Exercise prompt
Identify each line below that contains the word "Tailwind", and copy it out.

Input for this task
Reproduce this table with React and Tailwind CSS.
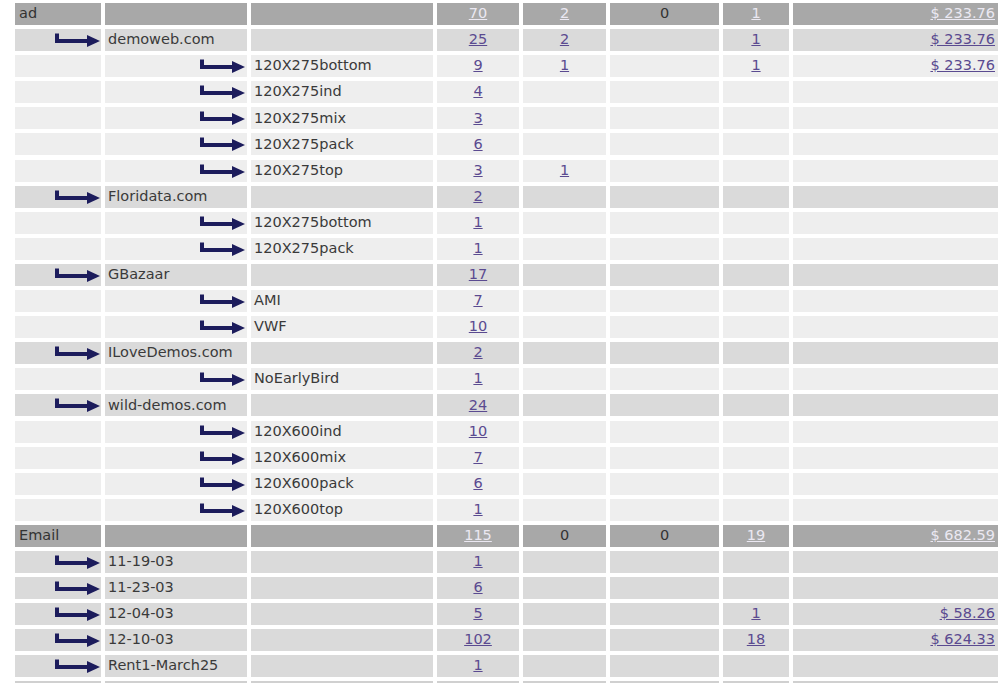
const rows = [
  { kind: 'group', label: 'ad', cells: ['70', '2', '0', '1', '$ 233.76'], links: [true, true, false, true, true] },
  { kind: 'l1', label: 'demoweb.com', cells: ['25', '2', '', '1', '$ 233.76'] },
  { kind: 'l2', label: '120X275bottom', cells: ['9', '1', '', '1', '$ 233.76'] },
  { kind: 'l2', label: '120X275ind', cells: ['4'] },
  { kind: 'l2', label: '120X275mix', cells: ['3'] },
  { kind: 'l2', label: '120X275pack', cells: ['6'] },
  { kind: 'l2', label: '120X275top', cells: ['3', '1'] },
  { kind: 'l1', label: 'Floridata.com', cells: ['2'] },
  { kind: 'l2', label: '120X275bottom', cells: ['1'] },
  { kind: 'l2', label: '120X275pack', cells: ['1'] },
  { kind: 'l1', label: 'GBazaar', cells: ['17'] },
  { kind: 'l2', label: 'AMI', cells: ['7'] },
  { kind: 'l2', label: 'VWF', cells: ['10'] },
  { kind: 'l1', label: 'ILoveDemos.com', cells: ['2'] },
  { kind: 'l2', label: 'NoEarlyBird', cells: ['1'] },
  { kind: 'l1', label: 'wild-demos.com', cells: ['24'] },
  { kind: 'l2', label: '120X600ind', cells: ['10'] },
  { kind: 'l2', label: '120X600mix', cells: ['7'] },
  { kind: 'l2', label: '120X600pack', cells: ['6'] },
  { kind: 'l2', label: '120X600top', cells: ['1'] },
  { kind: 'group', label: 'Email', cells: ['115', '0', '0', '19', '$ 682.59'], links: [true, false, false, true, true] },
  { kind: 'l1', label: '11-19-03', cells: ['1'] },
  { kind: 'l1', label: '11-23-03', cells: ['6'] },
  { kind: 'l1', label: '12-04-03', cells: ['5', '', '', '1', '$ 58.26'] },
  { kind: 'l1', label: '12-10-03', cells: ['102', '', '', '18', '$ 624.33'] },
  { kind: 'l1', label: 'Rent1-March25', cells: ['1'] },
]

const grid = 'grid grid-cols-[86px_142px_182px_82px_83px_109px_66px_205px] gap-x-[4px]'

const rowBg = {
  group: 'bg-[#a8a8a8]',
  l1: 'bg-[#dadada]',
  l2: 'bg-[#eeeeee]',
}

function Arrow() {
  return (
    <svg width="45" height="14" viewBox="0 0 45 14" className="shrink-0">
      <rect x="0" y="0.5" width="4" height="9" fill="#1c1c5c" />
      <rect x="0" y="6" width="34" height="4" fill="#1c1c5c" />
      <polygon points="32,2 45,8 32,14" fill="#1c1c5c" />
    </svg>
  )
}

function Value({ text, link, header }) {
  if (!text) return null
  if (!link) return <span className="text-[#333]">{text}</span>
  return (
    <a href="#" className={`underline ${header ? 'text-[#ebe8f2]' : 'text-[#5a4a90]'}`}>
      {text}
    </a>
  )
}

function Row({ row }) {
  const bg = rowBg[row.kind]
  const header = row.kind === 'group'
  const cell = `${bg} h-[22px] flex items-center`
  const vals = [0, 1, 2, 3, 4].map((i) => row.cells[i] || '')
  const links = row.links || [true, true, true, true, true]

  return (
    <div className={grid}>
      <div className={`${cell} ${header ? 'pl-[4px]' : 'justify-end pr-[1px]'}`}>
        {header ? <span className="text-[#333]">{row.label}</span> : row.kind === 'l1' ? <Arrow /> : null}
      </div>
      <div className={`${cell} ${row.kind === 'l2' ? 'justify-end pr-[2px]' : 'pl-[3px]'}`}>
        {row.kind === 'l1' && <span className="text-[#3a3a3a]">{row.label}</span>}
        {row.kind === 'l2' && <Arrow />}
      </div>
      <div className={`${cell} pl-[3px]`}>
        {row.kind === 'l2' && <span className="text-[#3a3a3a]">{row.label}</span>}
      </div>
      {vals.slice(0, 4).map((v, i) => (
        <div key={i} className={`${cell} justify-center`}>
          <Value text={v} link={links[i]} header={header} />
        </div>
      ))}
      <div className={`${cell} justify-end pr-[3px]`}>
        <Value text={vals[4]} link={links[4]} header={header} />
      </div>
    </div>
  )
}

export default function App() {
  return (
    <div className="w-[1000px] h-[689px] overflow-hidden bg-white pl-[15px] pt-[3px] text-[14.5px] font-['DejaVu_Sans',Verdana,sans-serif]">
      <div className="flex flex-col gap-y-[4.1px]">
        {rows.map((row, i) => (
          <Row key={i} row={row} />
        ))}
        {/* top edge of the next, cut-off row */}
        <div className={grid}>
          {[0, 1, 2, 3, 4, 5, 6, 7].map((i) => (
            <div key={i} className="h-[2px] bg-[#d0d0d0]" />
          ))}
        </div>
      </div>
    </div>
  )
}
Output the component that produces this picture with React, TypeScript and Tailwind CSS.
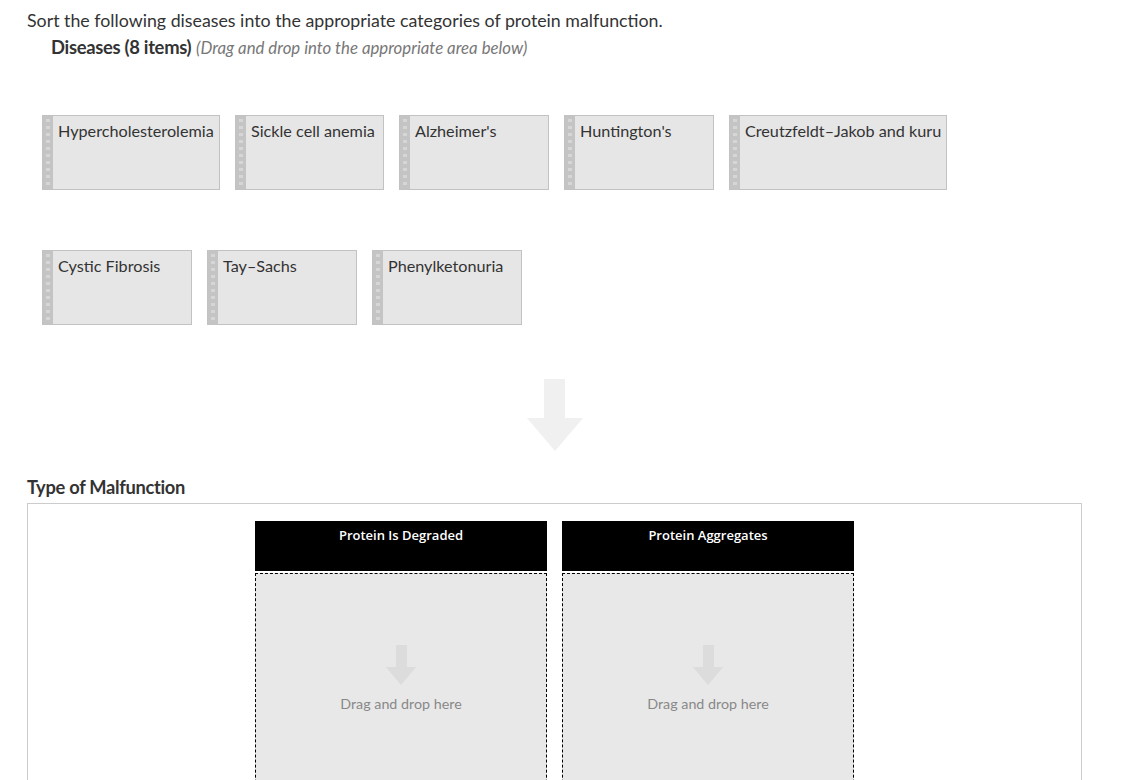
import React from 'react';

const rowOne = [
  { label: 'Hypercholesterolemia', w: 'w-[178px]' },
  { label: 'Sickle cell anemia', w: 'w-[149px]' },
  { label: "Alzheimer's", w: 'w-[150px]' },
  { label: "Huntington's", w: 'w-[150px]' },
  { label: 'Creutzfeldt–Jakob and kuru', w: 'w-[218px]' },
];

const rowTwo = [
  { label: 'Cystic Fibrosis', w: 'w-[150px]' },
  { label: 'Tay–Sachs', w: 'w-[150px]' },
  { label: 'Phenylketonuria', w: 'w-[150px]' },
];

const categories = ['Protein Is Degraded', 'Protein Aggregates'];

const Grip = () => (
  <div className="w-[10px] shrink-0 bg-[#c4c4c4] flex flex-col items-center gap-[4px] pt-[3px]">
    {Array.from({ length: 10 }).map((_, i) => (
      <div key={i} className="w-[4px] h-[3px] bg-[#d6d6d6]" />
    ))}
  </div>
);

const Card = ({ label, w }: { label: string; w: string }) => (
  <div className={`${w} h-[75px] flex border border-[#c2c2c2] bg-[#e6e6e6] overflow-hidden`}>
    <Grip />
    <div className="pl-[5px] pt-[5px] text-[16.2px] leading-[20px] text-[#333] whitespace-nowrap">
      {label}
    </div>
  </div>
);

const Column = ({ title }: { title: string }) => (
  <div className="w-[292px] flex flex-col gap-[2px]">
    <div className="h-[50px] bg-black text-white text-center pt-[5px] text-[13px] font-semibold font-['Open_Sans',sans-serif]">
      {title}
    </div>
    <div className="h-[240px] border border-dashed border-black bg-[#e8e8e8] flex flex-col items-center pt-[71px]">
      <svg width="30" height="41" viewBox="0 0 30 41">
        <path d="M10 0 H21 V22 H30 L15 40 L0 22 H10 Z" fill="#dcdcdc" />
      </svg>
      <div className="mt-[7px] text-[14.3px] text-[#888]">Drag and drop here</div>
    </div>
  </div>
);

const App = () => {
  return (
    <div className="min-h-screen bg-white font-['Lato',sans-serif] text-[#333] pl-[27px] pr-[41px] pt-[8px] overflow-hidden h-[780px]">
      <p className="text-[17.8px] leading-[24px] whitespace-nowrap">
        Sort the following diseases into the appropriate categories of protein malfunction.
      </p>
      <p className="pl-[24px] mt-[3px] text-[18.4px] leading-[24px] whitespace-nowrap">
        <span className="font-bold tracking-[-0.3px]">Diseases (8 items)</span>{' '}
        <span className="italic text-[16.8px] text-[#777]">(Drag and drop into the appropriate area below)</span>
      </p>

      <div className="pl-[15px] mt-[55px] flex flex-col gap-[60px]">
        <div className="flex gap-[15px]">
          {rowOne.map((c) => (
            <Card key={c.label} {...c} />
          ))}
        </div>
        <div className="flex gap-[15px]">
          {rowTwo.map((c) => (
            <Card key={c.label} {...c} />
          ))}
        </div>
      </div>

      <div className="flex justify-center mt-[54px] pl-[1px]">
        <svg width="56" height="72" viewBox="0 0 56 72">
          <path d="M17 0 H38 V39 H56 L28 72 L0 39 H17 Z" fill="#f0f0f0" />
        </svg>
      </div>

      <h2 className="mt-[24px] text-[18.3px] leading-[24px] font-bold tracking-[-0.3px]">Type of Malfunction</h2>
      <div className="mt-[4px] w-[1055px] h-[400px] border border-[#ccc] flex justify-center gap-[15px] pt-[17px]">
        {categories.map((t) => (
          <Column key={t} title={t} />
        ))}
      </div>
    </div>
  );
};

export default App;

Solution for this task
Reproduce this table with React and Tailwind CSS.
Output the component that produces this picture with React, TypeScript and Tailwind CSS.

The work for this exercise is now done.